* start *

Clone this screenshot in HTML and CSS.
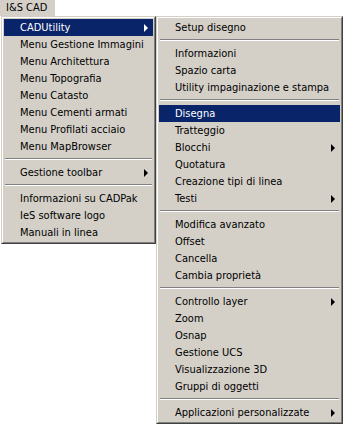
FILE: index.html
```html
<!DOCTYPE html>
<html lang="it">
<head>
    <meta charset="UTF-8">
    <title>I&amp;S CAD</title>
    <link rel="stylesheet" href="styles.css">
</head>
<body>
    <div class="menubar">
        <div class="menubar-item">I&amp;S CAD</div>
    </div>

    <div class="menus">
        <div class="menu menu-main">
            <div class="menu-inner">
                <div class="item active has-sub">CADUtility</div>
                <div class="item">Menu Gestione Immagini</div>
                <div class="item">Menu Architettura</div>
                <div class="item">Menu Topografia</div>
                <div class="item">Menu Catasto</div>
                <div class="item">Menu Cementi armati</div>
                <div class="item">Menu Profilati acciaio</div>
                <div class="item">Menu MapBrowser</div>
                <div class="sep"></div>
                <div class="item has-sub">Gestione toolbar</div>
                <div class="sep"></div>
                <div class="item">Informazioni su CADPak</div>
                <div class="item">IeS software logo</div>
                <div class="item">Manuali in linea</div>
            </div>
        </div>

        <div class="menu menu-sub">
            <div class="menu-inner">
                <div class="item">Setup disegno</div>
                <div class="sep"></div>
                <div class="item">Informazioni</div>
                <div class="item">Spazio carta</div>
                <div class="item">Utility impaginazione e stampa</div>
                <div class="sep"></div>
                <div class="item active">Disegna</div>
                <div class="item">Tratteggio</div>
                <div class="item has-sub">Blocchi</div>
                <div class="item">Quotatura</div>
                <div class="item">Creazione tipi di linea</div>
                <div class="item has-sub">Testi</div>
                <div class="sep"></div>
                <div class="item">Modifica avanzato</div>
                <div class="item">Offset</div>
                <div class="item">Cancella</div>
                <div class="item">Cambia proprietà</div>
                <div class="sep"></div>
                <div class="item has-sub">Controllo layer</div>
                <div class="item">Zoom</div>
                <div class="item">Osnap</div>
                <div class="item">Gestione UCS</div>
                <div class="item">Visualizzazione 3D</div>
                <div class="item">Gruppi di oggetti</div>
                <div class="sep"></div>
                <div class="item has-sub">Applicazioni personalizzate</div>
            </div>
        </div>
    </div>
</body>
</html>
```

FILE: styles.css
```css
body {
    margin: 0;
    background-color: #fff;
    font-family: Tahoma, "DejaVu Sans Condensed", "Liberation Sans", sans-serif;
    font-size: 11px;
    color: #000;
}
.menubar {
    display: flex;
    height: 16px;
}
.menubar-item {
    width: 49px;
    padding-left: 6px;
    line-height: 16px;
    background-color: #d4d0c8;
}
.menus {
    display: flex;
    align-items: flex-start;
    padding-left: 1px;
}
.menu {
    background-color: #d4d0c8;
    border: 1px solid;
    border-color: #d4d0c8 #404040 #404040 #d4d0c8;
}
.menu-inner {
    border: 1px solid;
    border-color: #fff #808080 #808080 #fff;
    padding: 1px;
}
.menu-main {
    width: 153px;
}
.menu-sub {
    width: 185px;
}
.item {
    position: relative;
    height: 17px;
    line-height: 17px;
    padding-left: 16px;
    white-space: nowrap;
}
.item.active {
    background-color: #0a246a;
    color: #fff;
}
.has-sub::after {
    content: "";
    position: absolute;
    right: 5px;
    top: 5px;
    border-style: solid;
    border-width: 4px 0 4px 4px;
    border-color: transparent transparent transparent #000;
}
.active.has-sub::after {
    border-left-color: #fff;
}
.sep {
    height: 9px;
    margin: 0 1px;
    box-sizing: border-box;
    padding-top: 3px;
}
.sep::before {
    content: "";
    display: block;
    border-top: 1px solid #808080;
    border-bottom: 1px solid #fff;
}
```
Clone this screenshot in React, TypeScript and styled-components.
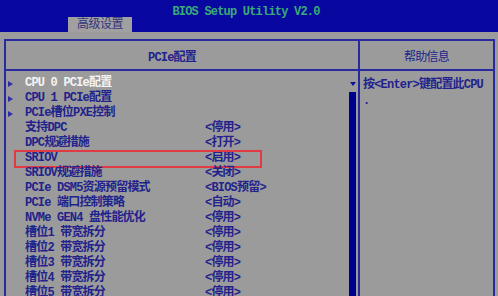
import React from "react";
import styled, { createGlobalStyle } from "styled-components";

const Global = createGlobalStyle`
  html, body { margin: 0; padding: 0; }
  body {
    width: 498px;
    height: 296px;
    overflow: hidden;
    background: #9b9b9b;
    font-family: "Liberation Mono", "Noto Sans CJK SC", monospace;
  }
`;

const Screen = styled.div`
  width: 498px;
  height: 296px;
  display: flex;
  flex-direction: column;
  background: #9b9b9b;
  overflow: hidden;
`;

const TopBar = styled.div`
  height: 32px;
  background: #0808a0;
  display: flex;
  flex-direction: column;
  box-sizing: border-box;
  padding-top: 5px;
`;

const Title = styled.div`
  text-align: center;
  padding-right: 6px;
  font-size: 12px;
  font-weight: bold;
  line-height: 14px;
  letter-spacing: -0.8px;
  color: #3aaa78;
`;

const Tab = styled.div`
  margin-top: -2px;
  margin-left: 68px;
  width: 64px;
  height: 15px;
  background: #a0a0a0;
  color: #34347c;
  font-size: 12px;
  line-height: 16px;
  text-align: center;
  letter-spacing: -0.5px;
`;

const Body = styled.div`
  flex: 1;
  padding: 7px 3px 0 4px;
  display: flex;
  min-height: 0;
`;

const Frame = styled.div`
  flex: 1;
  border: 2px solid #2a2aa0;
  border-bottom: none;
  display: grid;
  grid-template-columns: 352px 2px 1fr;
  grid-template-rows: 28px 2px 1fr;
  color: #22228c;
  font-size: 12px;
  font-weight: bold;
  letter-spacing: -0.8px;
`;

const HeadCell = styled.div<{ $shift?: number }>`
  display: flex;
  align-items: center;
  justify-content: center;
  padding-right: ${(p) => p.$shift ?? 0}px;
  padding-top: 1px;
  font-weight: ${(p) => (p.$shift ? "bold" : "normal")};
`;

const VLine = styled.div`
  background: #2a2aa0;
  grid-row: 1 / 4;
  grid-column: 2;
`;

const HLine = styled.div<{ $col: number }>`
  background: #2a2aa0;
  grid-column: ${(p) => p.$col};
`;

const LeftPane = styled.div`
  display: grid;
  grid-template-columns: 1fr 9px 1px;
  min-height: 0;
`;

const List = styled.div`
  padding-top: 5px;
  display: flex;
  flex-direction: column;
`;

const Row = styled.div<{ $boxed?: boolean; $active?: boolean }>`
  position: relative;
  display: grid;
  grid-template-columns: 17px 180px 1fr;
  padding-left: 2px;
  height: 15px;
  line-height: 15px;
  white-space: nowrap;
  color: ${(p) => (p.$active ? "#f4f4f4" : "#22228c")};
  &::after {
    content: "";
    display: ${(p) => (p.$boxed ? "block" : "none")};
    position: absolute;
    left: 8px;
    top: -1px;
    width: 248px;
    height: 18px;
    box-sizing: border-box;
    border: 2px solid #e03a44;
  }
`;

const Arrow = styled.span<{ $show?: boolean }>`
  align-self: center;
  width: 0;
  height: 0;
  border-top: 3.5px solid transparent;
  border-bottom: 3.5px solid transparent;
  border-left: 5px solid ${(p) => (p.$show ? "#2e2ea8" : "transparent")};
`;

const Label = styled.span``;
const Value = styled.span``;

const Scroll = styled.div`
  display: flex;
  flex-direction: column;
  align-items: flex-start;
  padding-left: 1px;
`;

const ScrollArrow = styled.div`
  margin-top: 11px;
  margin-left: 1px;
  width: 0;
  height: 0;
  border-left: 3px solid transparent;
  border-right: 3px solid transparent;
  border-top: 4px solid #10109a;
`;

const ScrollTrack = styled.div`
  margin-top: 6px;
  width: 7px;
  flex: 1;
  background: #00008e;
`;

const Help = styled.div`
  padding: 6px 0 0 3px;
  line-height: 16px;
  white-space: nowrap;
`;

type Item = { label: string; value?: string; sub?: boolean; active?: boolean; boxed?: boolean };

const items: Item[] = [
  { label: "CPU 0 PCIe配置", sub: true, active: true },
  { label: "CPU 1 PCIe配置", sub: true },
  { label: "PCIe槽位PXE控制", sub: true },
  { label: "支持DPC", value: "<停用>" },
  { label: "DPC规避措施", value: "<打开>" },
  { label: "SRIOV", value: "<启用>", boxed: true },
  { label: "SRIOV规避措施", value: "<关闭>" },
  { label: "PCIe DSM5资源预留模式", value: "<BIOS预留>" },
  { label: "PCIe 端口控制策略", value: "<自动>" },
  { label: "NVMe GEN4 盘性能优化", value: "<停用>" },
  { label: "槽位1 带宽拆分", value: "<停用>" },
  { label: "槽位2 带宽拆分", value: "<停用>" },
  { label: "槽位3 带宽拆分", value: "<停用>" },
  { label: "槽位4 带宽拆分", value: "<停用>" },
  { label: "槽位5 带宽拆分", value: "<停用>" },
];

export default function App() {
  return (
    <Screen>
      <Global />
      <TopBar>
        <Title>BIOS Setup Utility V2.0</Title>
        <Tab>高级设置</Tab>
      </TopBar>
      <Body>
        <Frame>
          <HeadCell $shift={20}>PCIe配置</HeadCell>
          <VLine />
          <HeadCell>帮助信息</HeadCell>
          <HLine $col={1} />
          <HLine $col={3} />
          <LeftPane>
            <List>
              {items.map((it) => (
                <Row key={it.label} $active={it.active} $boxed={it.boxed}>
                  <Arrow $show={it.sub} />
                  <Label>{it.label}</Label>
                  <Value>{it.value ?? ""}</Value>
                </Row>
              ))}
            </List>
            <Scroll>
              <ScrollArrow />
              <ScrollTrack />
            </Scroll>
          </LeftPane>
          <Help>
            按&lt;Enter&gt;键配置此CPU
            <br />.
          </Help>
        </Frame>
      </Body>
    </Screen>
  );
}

* end *

Using the data above, say how many lines include "screenshot". No other reply is needed.

2